In the above examples, the information of the shared scrambling codes was transmitted to the remote stations using a broadcast message including the neighbour list. In other embodiments, information of the shared scrambling codes may alternatively or additionally be transmitted to remote stations using dedicated messages. The dedicated messages are specifically addressed to a remote station or a specific group of remote stations.
Thus, the use of dedicated messages allows the system to control the measurement operations of each remote station such that it can be targeted for the current situation. This may be particularly useful in situations where a plurality of shared scrambling codes are used within a macrocell. In this case, the individual remote station can be limited to only search for one shared scrambling code out of the plurality of shared scrambling codes.
For example, the RNC 103 can comprise functionality for generating a dedicated message that can be transmitted to the remote station 111. The dedicated message comprises an indication of a shared scrambling code and in response to receiving the message, the remote station 111 will include this shared scrambling code in the set of scrambling codes to monitor.
The customisation of the shared scrambling codes to the remote stations may for example be performed in response to the locations of the remote stations. For example, if the location of the remote station 111 is known, the RNC 103 may determine which access point(s) is(are) close to the remote station 111 and include the scrambling code of this (these) access point(s) in the dedicated message.
Alternatively or additionally, the dedicated message may be generated in response to a serving base station for the remote stations. For example, the remote station 111 is served by the macro base station 101 and the RNC 103 may determine which shared scrambling codes are used within the cell of the macro base station 101. Accordingly, these scrambling codes can be transmitted to the remote station 111.
In some embodiments, the dedicated message is generated in response to subscription information for the remote station. E.g. in the previous example where each user explicitly subscribes to one access point, the RNC 103 may use subscription information to determine which access points the remote station is subscribed to. It may then include the scrambling codes of these access points in a dedicated message transmitted to the remote station 111. As in the previous example, the subscription information may be received from the core network at call setup e.g. in a UMTS Common Identity message or a RANAP message.
In some embodiments, the dedicated message may be generated in response to a combination of the subscription and location information of the remote station.
It will be appreciated that although the above description has focussed on various embodiments wherein much of the functionality is implemented in an RNC, the functionality may be implemented partly or fully in other entities in other embodiments. In particular, the target identification and/or handover functionality may be implemented in any entity which comprises all or part of the Radio Resource Control functionality for the air interface. For example, the functionality may be implemented in e.g. a base station, an access gateway or a UMA (Unlicensed Mobile Access) Network Controller (UNC).
It will be appreciated that although the above description has focussed on the transmission of the indication of the shared scrambling code(s) from the base station, the information may alternatively or additionally be transmitted by one or more of the access points.

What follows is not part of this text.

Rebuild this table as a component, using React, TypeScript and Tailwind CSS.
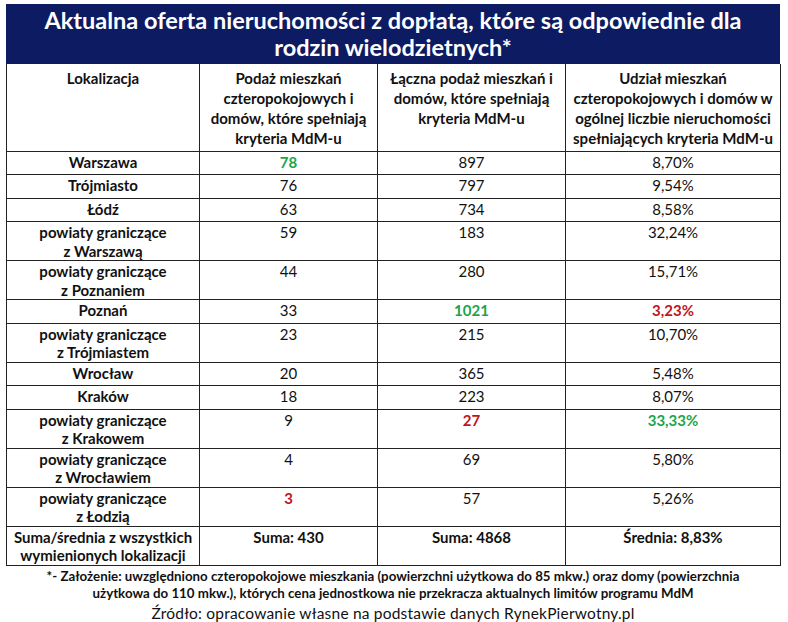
import React from "react";

type Row = {
  name: string[];
  a: string;
  b: string;
  c: string;
  aColor?: string;
  bColor?: string;
  cColor?: string;
  tall?: boolean;
};

const GREEN = "text-[#1aa64a] font-bold";
const RED = "text-[#c0141c] font-bold";

const ROWS: Row[] = [
  { name: ["Warszawa"], a: "78", b: "897", c: "8,70%", aColor: GREEN },
  { name: ["Trójmiasto"], a: "76", b: "797", c: "9,54%" },
  { name: ["Łódź"], a: "63", b: "734", c: "8,58%" },
  { name: ["powiaty graniczące", "z Warszawą"], a: "59", b: "183", c: "32,24%", tall: true },
  { name: ["powiaty graniczące", "z Poznaniem"], a: "44", b: "280", c: "15,71%", tall: true },
  { name: ["Poznań"], a: "33", b: "1021", c: "3,23%", bColor: GREEN, cColor: RED },
  { name: ["powiaty graniczące", "z Trójmiastem"], a: "23", b: "215", c: "10,70%", tall: true },
  { name: ["Wrocław"], a: "20", b: "365", c: "5,48%" },
  { name: ["Kraków"], a: "18", b: "223", c: "8,07%" },
  { name: ["powiaty graniczące", "z Krakowem"], a: "9", b: "27", c: "33,33%", bColor: RED, cColor: GREEN, tall: true },
  { name: ["powiaty graniczące", "z Wrocławiem"], a: "4", b: "69", c: "5,80%", tall: true },
  { name: ["powiaty graniczące", "z Łodzią"], a: "3", b: "57", c: "5,26%", aColor: RED, tall: true },
];

const cell = "border border-[#222] align-top text-center p-0";

export default function App() {
  return (
    <div className="w-[788px] h-[622px] bg-white pl-[6px] pt-[4px] font-['Lato','Liberation_Sans',sans-serif] text-[#111]">
      <div className="w-[774px]">
        <div className="h-[60px] bg-[#0c1b62] flex flex-col items-center justify-center text-white font-bold text-[23.5px] leading-[27px]">
          <div>Aktualna oferta nieruchomości z dopłatą, które są odpowiednie dla</div>
          <div>rodzin wielodzietnych*</div>
        </div>
        <table className="w-[774px] table-fixed border-collapse text-[15px] leading-[18.5px]">
          <colgroup>
            <col className="w-[193px]" />
            <col className="w-[178px]" />
            <col className="w-[188px]" />
            <col className="w-[215px]" />
          </colgroup>
          <thead>
            <tr className="h-[87px] font-bold">
              <td className={`${cell} border-t-0 pt-[4px] leading-[20px]`}>Lokalizacja</td>
              <td className={`${cell} border-t-0 pt-[4px] leading-[20px]`}>
                Podaż mieszkań
                <br />
                czteropokojowych i
                <br />
                domów, które spełniają
                <br />
                kryteria MdM-u
              </td>
              <td className={`${cell} border-t-0 pt-[4px] leading-[20px]`}>
                Łączna podaż mieszkań i
                <br />
                domów, które spełniają
                <br />
                kryteria MdM-u
              </td>
              <td className={`${cell} border-t-0 pt-[4px] leading-[20px]`}>
                Udział mieszkań
                <br />
                czteropokojowych i domów w
                <br />
                ogólnej liczbie nieruchomości
                <br />
                spełniających kryteria MdM-u
              </td>
            </tr>
          </thead>
          <tbody>
            {ROWS.map((r) => (
              <tr key={r.name.join(" ")} className={r.tall ? "h-[39px]" : "h-[23.5px]"}>
                <td className={`${cell} font-bold pt-[1px]`}>
                  {r.name.map((n, i) => (
                    <div key={i}>{n}</div>
                  ))}
                </td>
                <td className={`${cell} pt-[1px] ${r.aColor ?? ""}`}>{r.a}</td>
                <td className={`${cell} pt-[1px] ${r.bColor ?? ""}`}>{r.b}</td>
                <td className={`${cell} pt-[1px] ${r.cColor ?? ""}`}>{r.c}</td>
              </tr>
            ))}
            <tr className="h-[39px] font-bold">
              <td className={`${cell} pt-[1px]`}>
                <div>Suma/średnia z wszystkich</div>
                <div>wymienionych lokalizacji</div>
              </td>
              <td className={`${cell} pt-[1px]`}>Suma: 430</td>
              <td className={`${cell} pt-[1px]`}>Suma: 4868</td>
              <td className={`${cell} pt-[1px]`}>Średnia: 8,83%</td>
            </tr>
          </tbody>
        </table>
        <div className="mt-[2px] text-center font-bold text-[13.3px] leading-[17px]">
          <div>*- Założenie: uwzględniono czteropokojowe mieszkania (powierzchni użytkowa do 85 mkw.) oraz domy (powierzchnia</div>
          <div>użytkowa do 110 mkw.), których cena jednostkowa nie przekracza aktualnych limitów programu MdM</div>
        </div>
        <div className="mt-[1px] text-center text-[15.5px] leading-[20px] tracking-[0.2px]">
          Źródło: opracowanie własne na podstawie danych RynekPierwotny.pl
        </div>
      </div>
    </div>
  );
}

It will also be appreciated that although the previous description has focused on scenarios where the handovers of active calls are controlled by an RNC, the described approach and principles are not limited to this scenario. For example, the handover control functionality may instead be located in the remote station which may autonomously decide to handover to an access point. For example, upon the detection of a shared scrambling code and after decoding of the BSIC from the BCH, the remote station may directly proceed to transmit access requests to the identified target access point without communicating with the RNC. Such an approach may specifically be suitable for a remote station in idle mode. Thus, the remote station may simply perform a serving cell reselection based on the detection of a shared scrambling code.

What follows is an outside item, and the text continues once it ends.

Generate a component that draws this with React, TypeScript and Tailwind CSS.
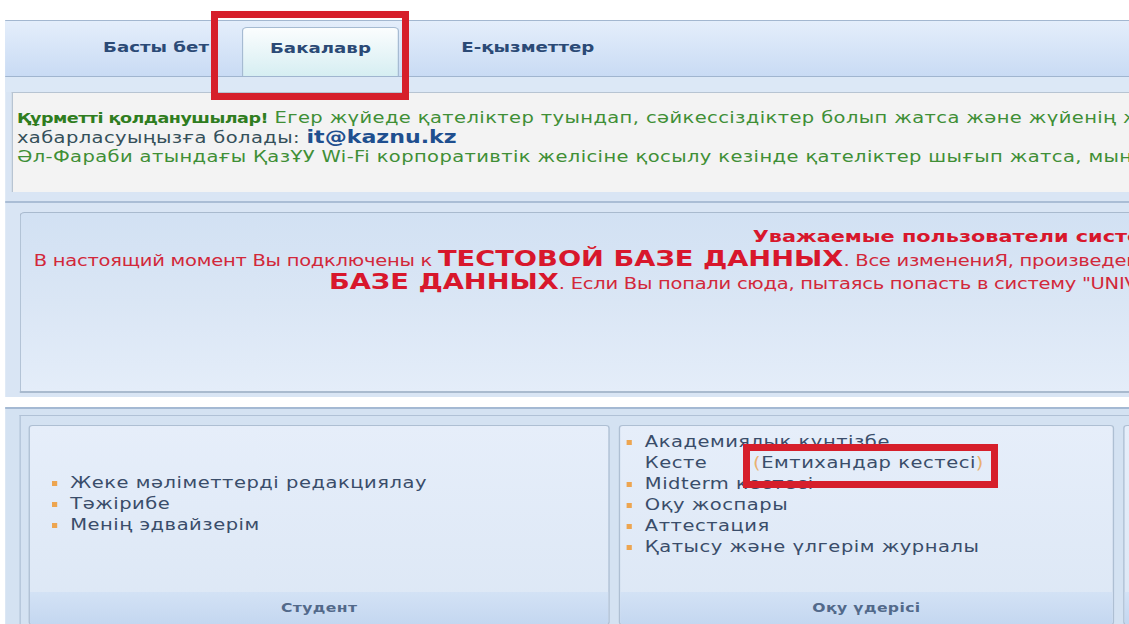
import React from "react";

const font = "font-['DejaVu_Sans',sans-serif]";

function Bullet() {
  return <span className="mt-[8px] h-[5px] w-[4px] shrink-0 bg-[#eda550]" />;
}

function Item({ children, bullet = true }: { children: React.ReactNode; bullet?: boolean }) {
  return (
    <li className="flex h-[21px] items-start gap-[10px] whitespace-nowrap">
      {bullet ? <Bullet /> : <span className="w-[4px] shrink-0" />}
      <span>{children}</span>
    </li>
  );
}

function Card({
  width,
  title,
  children,
  bodyClass,
}: {
  width: string;
  title: string;
  children?: React.ReactNode;
  bodyClass: string;
}) {
  return (
    <div className={`${width} flex h-[200px] shrink-0 flex-col overflow-hidden rounded-[3px] border border-[#aebfd3] bg-gradient-to-b from-[#e6eefa] to-[#dce7f5]`}>
      <div className={`flex-1 ${bodyClass}`}>{children}</div>
      <div className="flex h-[32px] items-center justify-center bg-gradient-to-b from-[#d3e2f5] to-[#c4d7f0] text-[12px] font-bold tracking-[0.3px] text-[#52698a]">
        {title}
      </div>
    </div>
  );
}

export default function App() {
  return (
    <div className={`relative h-[624px] w-[1129px] overflow-hidden bg-white ${font}`}>
      {/* the portal page is laid out at 869px and widened to the window */}
      <div className="w-[869px] origin-top-left scale-x-[1.3] pl-[4px] pt-[20px]">
        {/* upper frame: tabs, notice and test-database banner */}
        <div className="bg-[#d9e5f4] pb-[4px]">
          <div className="flex h-[56px] items-start gap-[8px] border-t border-[#a3b7d0] bg-gradient-to-b from-[#e4eefb] to-[#c9dbf4] pl-[58px] pt-[6px] text-[14px] font-bold text-[#2b4a76]">
            <div className="flex h-[49px] w-[116px] items-center justify-center pb-[8px]">Басты бет</div>
            <div className="flex h-[49px] w-[121px] items-center justify-center rounded-t-[4px] border border-b-0 border-[#a6bbd2] bg-gradient-to-b from-[#fbfdfe] to-[#d6eef2] pb-[8px]">
              Бакалавр
            </div>
            <div className="flex h-[49px] w-[182px] items-center justify-center pb-[8px]">Е-қызметтер</div>
          </div>
          <div className="h-[16px] border-t border-[#a0b5cf] bg-[#dce8f6]" />

          {/* notice */}
          <div className="ml-[5px] h-[100px] border-l border-t border-[#b7c4d2] bg-[#f3f3f3] pl-[3px] pt-[16px] text-[15px] leading-[19px] tracking-[0.3px] whitespace-nowrap">
            <div className="text-[#3f8f36]">
              <span className="text-[13.5px] font-bold tracking-[-0.4px] text-[#2f7d20]">Құрметті қолданушылар!</span> Егер жүйеде қателіктер туындап, сәйкессіздіктер болып жатса және жүйенің жұмысы туралы сұрақтарыңыз болса,
            </div>
            <div className="text-[#35505a]">
              хабарласуыңызға болады: <span className="text-[17px] font-bold tracking-[0px] text-[#1f4f8f]">it@kaznu.kz</span>
            </div>
            <div className="text-[#3f8f36]">
              Әл-Фараби атындағы ҚазҰУ Wi-Fi корпоративтік желісіне қосылу кезінде қателіктер шығып жатса, мынаған жазыңыз
            </div>
          </div>

          <div className="h-[9px]" />
          <div className="h-[2px] bg-[#aabdd5]" />
          <div className="h-[9px]" />

          {/* test database banner */}
          <div className="ml-[11px] h-[181px] rounded-tl-[4px] border-b-2 border-l border-t border-[#a9bace] bg-gradient-to-b from-[#d2e1f3] via-[#dae6f5] to-[#e4edf9] pt-[12px] whitespace-nowrap text-[#d2283a]">
            <div className="h-[23px] pl-[563px] text-[16px] font-bold leading-[23px] text-[#d8172c]">
              Уважаемые пользователи системы UNIVER!
            </div>
            <div className="h-[23px] pl-[10px] text-[15px] leading-[23px] tracking-[-0.2px]">
              В настоящий момент Вы подключены к{" "}
              <span className="text-[21px] font-bold tracking-[0px] text-[#d8172c]">ТЕСТОВОЙ БАЗЕ ДАННЫХ</span>. Все изменениЯ, произведенные в
            </div>
            <div className="h-[23px] pl-[237px] text-[15px] leading-[23px] tracking-[-0.2px]">
              <span className="text-[21px] font-bold tracking-[0px] text-[#d8172c]">БАЗЕ ДАННЫХ</span>. Если Вы попали сюда, пытаясь попасть в систему "UNIVER", перейдите
            </div>
          </div>
        </div>

        <div className="h-[10px] bg-white" />

        {/* lower frame: menu cards */}
        <div className="h-[220px] border-t-2 border-[#a4b9d3] bg-[#d4e2f2] pl-[11px] pt-[6px]">
          <div className="h-full border-l border-t border-[#b0c1d6] pl-[6px] pt-[9px]">
            <div className="flex gap-[7px] text-[15px] leading-[21px] tracking-[0.4px] text-[#3a4d6a]">
              <Card width="w-[447px]" title="Студент" bodyClass="pl-[17px] pt-[47px]">
                <ul>
                  <Item>Жеке мәліметтерді редакциялау</Item>
                  <Item>Тәжірибе</Item>
                  <Item>Менің эдвайзерім</Item>
                </ul>
              </Card>
              <Card width="w-[381px]" title="Оқу үдерісі" bodyClass="pl-[5px] pt-[6px]">
                <ul>
                  <Item>Академиялық күнтізбе</Item>
                  <Item bullet={false}>
                    Кесте <span className="ml-[30px] text-[#e9b16f]">(</span>Емтихандар кестесі<span className="text-[#e9b16f]">)</span>
                  </Item>
                  <Item>Midterm кестесі</Item>
                  <Item>Оқу жоспары</Item>
                  <Item>Аттестация</Item>
                  <Item>Қатысу және үлгерім журналы</Item>
                </ul>
              </Card>
              <Card width="w-[231px]" title="" bodyClass="" />
            </div>
          </div>
        </div>
      </div>

      {/* red highlight frames */}
      <div className="absolute left-[211px] top-[11px] h-[89px] w-[198px] border-[7px] border-[#d61f2b]" />
      <div className="absolute left-[743px] top-[444px] h-[44px] w-[255px] border-[7px] border-[#d61f2b]" />
    </div>
  );
}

The method initiates in step 301 wherein at least one access point or base station transmits an indication of at least a first shared scrambling code to a remote station. The shared scrambling code is shared by a plurality of access points.
Step 301 is followed by step 303 wherein the remote station receives the indication of the first shared scrambling code.
Step 303 is followed by step 305 wherein the remote station determines if a first signal using the first shared scrambling code is received.
Step 305 is followed by step 307 wherein, if the first shared scrambling code is detected, the remote station is handed over to at least a first access point of the plurality of access points sharing the first shared scrambling code.
It will be appreciated that the above description for clarity has described embodiments of the invention with reference to different functional units and processors. However, it will be apparent that any suitable distribution of functionality between different functional units or processors may be used without detracting from the invention. For example, functionality illustrated to be performed by separate processors or controllers may be performed by the same processor or controllers. Hence, references to specific functional units are only to be seen as references to suitable means for providing the described functionality rather than indicative of a strict logical or physical structure or organization.
The invention can be implemented in any suitable form including hardware, software, firmware or any combination of these. The invention may optionally be implemented at least partly as computer software running on one or more data processors and/or digital signal processors. The elements and components of an embodiment of the invention may be physically, functionally and logically implemented in any suitable way. Indeed the functionality may be implemented in a single unit, in a plurality of units or as part of other functional units. As such, the invention may be implemented in a single unit or may be physically and functionally distributed between different units and processors.
Although the present invention has been described in connection with some embodiments, it is not intended to be limited to the specific form set forth herein. Rather, the scope of the present invention is limited only by the accompanying claims. Additionally, although a feature may appear to be described in connection with particular embodiments, one skilled in the art would recognize that various features of the described embodiments may be combined in accordance with the invention. In the claims, the term comprising does not exclude the presence of other elements or steps.
Furthermore, although individually listed, a plurality of means, elements or method steps may be implemented by e.g. a single unit or processor. Additionally, although individual features may be included in different claims, these may possibly be advantageously combined, and the inclusion in different claims does not imply that a combination of features is not feasible and/or advantageous. Also the inclusion of a feature in one category of claims does not imply a limitation to this category but rather indicates that the feature is equally applicable to other claim categories as appropriate. Furthermore, the order of features in the claims does not imply any specific order in which the features must be worked and in particular the order of individual steps in a method claim does not imply that the steps must be performed in this order. Rather, the steps may be performed in any suitable order.